Cara Sukses Jalani Pertukaran Umat Islam Indonesia-Australia
- VIVA.co.id/ Avra Augesty
VIVA.co.id – Enam dosen dari universitas Islam di Indonesia meluncurkan buku tentang Islam di Tanah Air. Buku berjudul "Muslim Subjectivity: Spektrum Islam Indonesia" ini merupakan hasil akhir dari tesis para dosen yang mengikuti program Partnership in Islamic Education Scholarship atau PIES.
Direktur program PIES, Greg Fealy, menuturkan buku ini memberikan pandangan tentang kompleksitas umat Islam di Indonesia. Ia mengatakan masih ada beberapa faktor yang harus dihadapi umat Muslim di negara ini.
"Jadi masih susah menggeneralisasi Islam di Indonesia, karena berbagai macam faktor, seperti kebudayaan, pemahaman doktrin, dan sebagainya," ujar Fealy saat berbincang dengan VIVA.co.id, Selasa 4 April 2017, di kantor Kedutaan Besar Australia, Jakarta Selatan.
"Buku ini menjelaskan dinamika intern umat Islam di Indonesia yang begitu variatif, penuh warna-warni. Jadi saya kira itulah kontribusi buku ini," ujar Fealy yang juga mengajar di The Australian National University.
Meski demikian, ia menegaskan bahwa buku setebal 334 halaman ini tidak membeberkan adanya perbandingan antara Islam di Indonesia dan di Australia. "Nanti di buku lain ada (penjelasannya). Akan terbit pertengahan bulan Mei 2017 dan diluncurkan pertama kali di Indonesia, karena ada program pertukaran antara umat Islam Indonesia dan umat Islam Australia," paparnya.
Tak Perlu IELTS
Sementara itu, Konselor Politik dan Diplomasi Publik Kedubes Australia di Indonesia, Bradley Amstrong, menuturkan peluncuran buku berbahasa Indonesia ini mencerminkan keberhasilan program PIES. "Para penulis mampu merangkum penelitian mereka tentang Islam di Indonesia, dari segi sosial, ekonomi, dan gaya hidup," jelas Amstrong yang sudah tinggal di Indonesia selama 15 tahun.
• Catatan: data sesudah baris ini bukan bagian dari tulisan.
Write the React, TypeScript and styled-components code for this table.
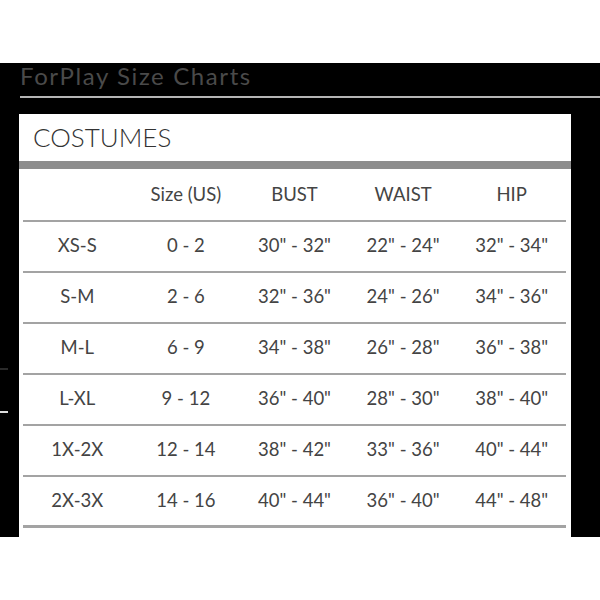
import styled, { createGlobalStyle } from "styled-components";

const GlobalStyle = createGlobalStyle`
  html, body {
    margin: 0;
    padding: 0;
    background: #fff;
    font-family: "Lato", "Open Sans", sans-serif;
  }
`;

const rows = [
  ["XS-S", "0 - 2", '30" - 32"', '22" - 24"', '32" - 34"'],
  ["S-M", "2 - 6", '32" - 36"', '24" - 26"', '34" - 36"'],
  ["M-L", "6 - 9", '34" - 38"', '26" - 28"', '36" - 38"'],
  ["L-XL", "9 - 12", '36" - 40"', '28" - 30"', '38" - 40"'],
  ["1X-2X", "12 - 14", '38" - 42"', '33" - 36"', '40" - 44"'],
  ["2X-3X", "14 - 16", '40" - 44"', '36" - 40"', '44" - 48"'],
];

const headers = ["", "Size (US)", "BUST", "WAIST", "HIP"];

export default function App() {
  return (
    <>
      <GlobalStyle />
      <Page>
        <Frame>
          <EdgeMark $top={305} $color="#2a2a2a" />
          <EdgeMark $top={348} $color="#ddd" />
          <Title>ForPlay Size Charts</Title>
          <TitleRule />
          <Panel>
            <PanelHeader>COSTUMES</PanelHeader>
            <HeaderBar />
            <Table>
              <Row $head>
                {headers.map((h, i) => (
                  <Cell key={i}>{h}</Cell>
                ))}
              </Row>
              {rows.map((r, ri) => (
                <Row key={ri} $last={ri === rows.length - 1}>
                  {r.map((c, ci) => (
                    <Cell key={ci}>{c}</Cell>
                  ))}
                </Row>
              ))}
            </Table>
          </Panel>
        </Frame>
      </Page>
    </>
  );
}

const Page = styled.div`
  width: 600px;
  height: 600px;
  padding-top: 63px;
  box-sizing: border-box;
  background: #fff;
`;

const Frame = styled.div`
  position: relative;
  background: #000;
  height: 474px;
  display: flex;
  flex-direction: column;
  padding-left: 19px;
  box-sizing: border-box;
`;

const EdgeMark = styled.div<{ $top: number; $color: string }>`
  position: absolute;
  left: 0;
  top: ${({ $top }) => $top}px;
  width: 8px;
  height: 2px;
  background: ${({ $color }) => $color};
`;

const Title = styled.div`
  height: 33px;
  line-height: 25px;
  padding-left: 1px;
  font-size: 24px;
  letter-spacing: 1.6px;
  color: #4a4a4a;
`;

const TitleRule = styled.div`
  height: 2px;
  margin-left: 1px;
  background: #b4b4b4;
`;

const Panel = styled.div`
  margin-top: 16px;
  width: 552px;
  flex: 1;
  background: #fff;
  display: flex;
  flex-direction: column;
`;

const PanelHeader = styled.div`
  height: 47px;
  line-height: 46px;
  padding-left: 14px;
  font-size: 26px;
  font-weight: 300;
  color: #333;
`;

const HeaderBar = styled.div`
  height: 8px;
  background: #8d8d8d;
`;

const Table = styled.div`
  margin: 0 5px 0 4px;
  display: flex;
  flex-direction: column;
`;

const Row = styled.div<{ $last?: boolean; $head?: boolean }>`
  display: grid;
  grid-template-columns: repeat(5, 1fr);
  height: ${({ $head }) => ($head ? "53px" : "51px")};
  padding-bottom: ${({ $head }) => ($head ? "1px" : "3px")};
  align-items: center;
  border-bottom: ${({ $last }) => ($last ? "3px" : "2px")} solid #a3a3a3;
  box-sizing: border-box;
`;

const Cell = styled.div`
  text-align: center;
  font-size: 18.5px;
  color: #444;
`;
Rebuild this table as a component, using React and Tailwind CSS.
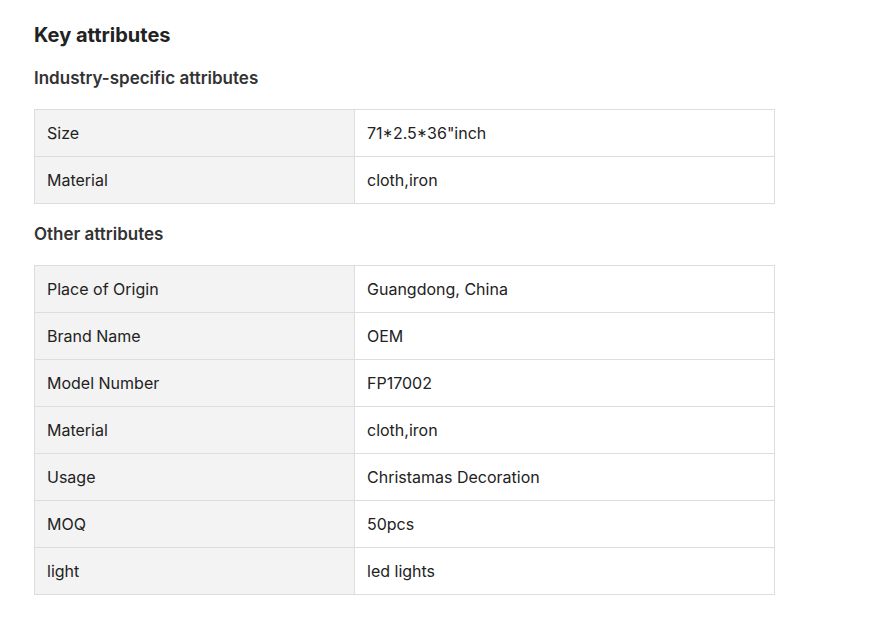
import React from "react";

const industry = [
	["Size", "71*2.5*36\"inch"],
	["Material", "cloth,iron"],
];

const other = [
	["Place of Origin", "Guangdong, China"],
	["Brand Name", "OEM"],
	["Model Number", "FP17002"],
	["Material", "cloth,iron"],
	["Usage", "Christamas Decoration"],
	["MOQ", "50pcs"],
	["light", "led lights"],
];

function AttrTable({ rows }) {
	return (
		<div className="w-[741px] border-t border-l border-[#dddddd]">
			{rows.map(([k, v], i) => (
				<div key={i} className="flex">
					<div className="w-[320px] h-[47px] flex items-center pl-3 bg-[#f3f3f3] border-r border-b border-[#dddddd]">
						{k}
					</div>
					<div className="w-[420px] h-[47px] flex items-center pl-3 border-r border-b border-[#dddddd]">
						{v}
					</div>
				</div>
			))}
		</div>
	);
}

export default function App() {
	return (
		<div
			className="min-h-screen bg-white text-[#222222] pl-[34px] pt-[21px]"
			style={{ fontFamily: "Inter, 'Noto Sans', sans-serif" }}
		>
			<h2 className="text-[20px] leading-[28px] font-bold">Key attributes</h2>
			<h3 className="mt-[17px] text-[17px] leading-[24px] font-semibold text-[#333333]">
				Industry-specific attributes
			</h3>
			<div className="mt-[19px] text-[16px]">
				<AttrTable rows={industry} />
			</div>
			<h3 className="mt-[18px] text-[17px] leading-[24px] font-semibold text-[#333333]">
				Other attributes
			</h3>
			<div className="mt-[19px] text-[16px]">
				<AttrTable rows={other} />
			</div>
		</div>
	);
}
Ia menjabarkan program beasiswa PIES diberikan kepada dosen di Perguruan-perguruan Tinggi Agama Islam di Indonesia, yang sedang atau akan melanjutkan jenjang studinya ke S3, untuk mengkaji dan belajar segala hal di Australia selama satu tahun. Uniknya, mereka tidak perlu memenuhi syarat mahir berbahasa Inggris.
"Mereka akan dikirim ke Canberra dan Australian National University selama 8 sampai 10 bulan. Syaratnya tidak banyak, tidak perlu IELTS dan bisa pakai bahasa Indonesia," ungkap Amstrong.
"Kami tidak hanya membantu mereka menulis disertasi dengan baik, tetapi juga meningkatkan skill yang mereka perlukan untuk menjadi dosen. Ini program kerjasama dengan Kementerian Agama, tetapi dana dari pemerintah Australia dan dari Kementerian Luar Negeri Australia," jabarnya.
Keenam PTAI yang mengikuti program PIES di tahun ke-15nya yaitu UIN Makassar, IAIN Palopo, IAIN Tulungagung, IAIN Sumatra Utara, UIN Sunan Ampel, UIN Sunan Ampel Surabaya, dan Raden Intan Lampung.